Fiquei extremamente feliz em saber que ela teria a chance de ter uma família
que a deseja e uma mamãe que a ame. Mas também fiquei um pouco receosa...
Queria que a nova mamãe fosse tão boa para ela quanto a minha é para mim. Eu
sabia que a probabilidade de vê-la depois dessa separação era bem pequena,
senti por isso, mas a felicidade predominava. Algumas semanas depois, o
psicólogo me ligou e disse que no próximo domingo iria conhecer sua nova mamãe.
E ela é realmente tudo que imaginei. Ao chegar em casa, chorei um pouco.
Percebi que já estava bastante apegada, que fazíamos parte uma da outra. Mas
meu amigo ainda estava lá – mesmo que por pouco tempo.
Dia 10 de setembro, ele voltou
para casa de sua família. Porém, não conseguimos nos despedir pessoalmente. No
dia de nosso encontro, ele foi para uma audiência no fórum e saiu direto para
sua casa. Escrevi uma carta para ele com o coração apertado. Mas com duas
frases ditas por ele, que ficarão bem guardadas:
“Você vai ganhar em primeiro lugar no SICFEI, porque você está falando
sobre crianças muito legais. Com certeza você ganha!” e “Você mudou minha visão
sobre família. Hoje quero ter uma, quero me namorar, casar, ter filhos. Você me
mudou.”. Não pude me despedir fisicamente, mas continua em minhas orações e sei
que hoje está bem.
Agora estava com um
novo desafio, novas crianças me esperavam... E foi na segunda quinzena de
setembro que conheci dois meninos lindos, um de cinco anos e um de dois meses.
Em outubro, foi à
apresentação do SICFEI e assim como o adolescente tinha me dito, eu fui
premiada entre os cinco melhores projetos. Foi uma satisfação muito grande,
fiquei visivelmente emocionada, pois lembrei de cada palavra dita por ele. Se
não bastasse este grande reconhecimento, em um dia normal meu celular tocou.

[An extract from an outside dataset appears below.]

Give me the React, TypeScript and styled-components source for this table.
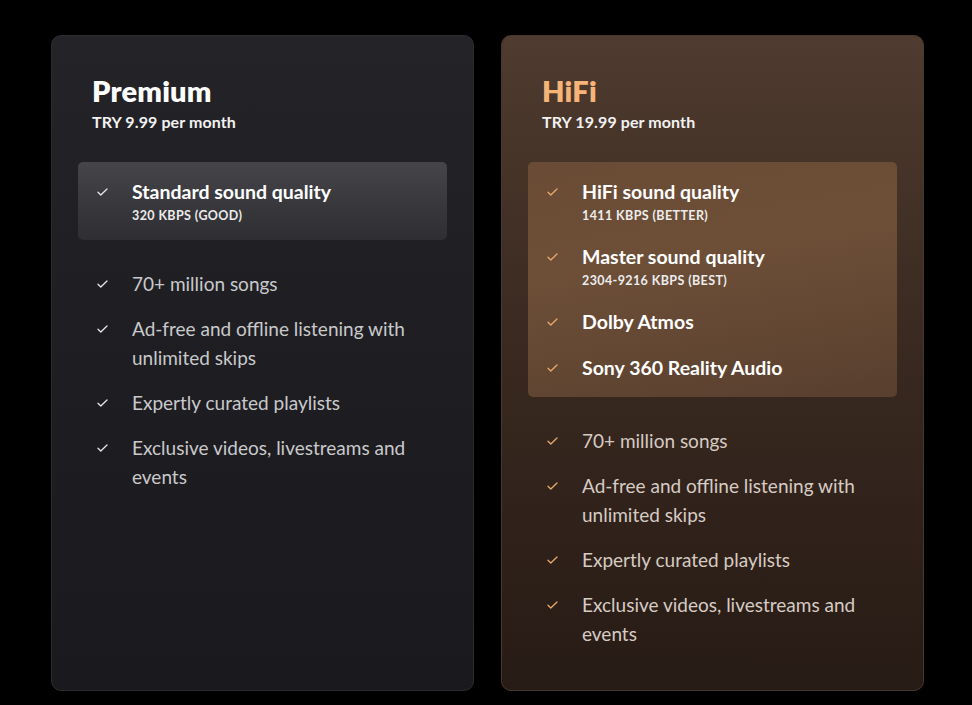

Sem reconhecer o número, atendi. Era a mamãe da bebê adotada, me informando que
gostou muito do meu trabalho e que queria manter a ligação entre nós. Que
desejava muito que sua filha me reconhecesse como amiga da família e a
responsável por registrar o início da vida dela. Não acreditava no que tinha
acabado de ouvir. Realmente, era muito melhor do que imaginei! Agora somos
amigas, frequento sua casa e sou muito querida por eles, assim como são por
mim.
Há sete meses,
aproximadamente, trabalho com os meninos. O bebê está se desenvolvendo muito
bem, me reconhece e está com nove meses. Está bem gordinho e alegre. O menino
de seis anos se tornou meu grande amigo, divertidíssimo e feliz, me ensina em
todos os encontros que todos os problemas podem ser resolvidos por meio da
criatividade e inocência.
Tenho certeza que se eu
não tivesse seguido atrás deste sonho, hoje não seria tão completa. Agradeço a
Deus por ter permitido todos esses acontecimentos. Esse amor me completou, me
fez mais feliz, deu um novo rumo aos meus projetos e ficará para sempre marcado
na minha história, no meu coração e na minha pele.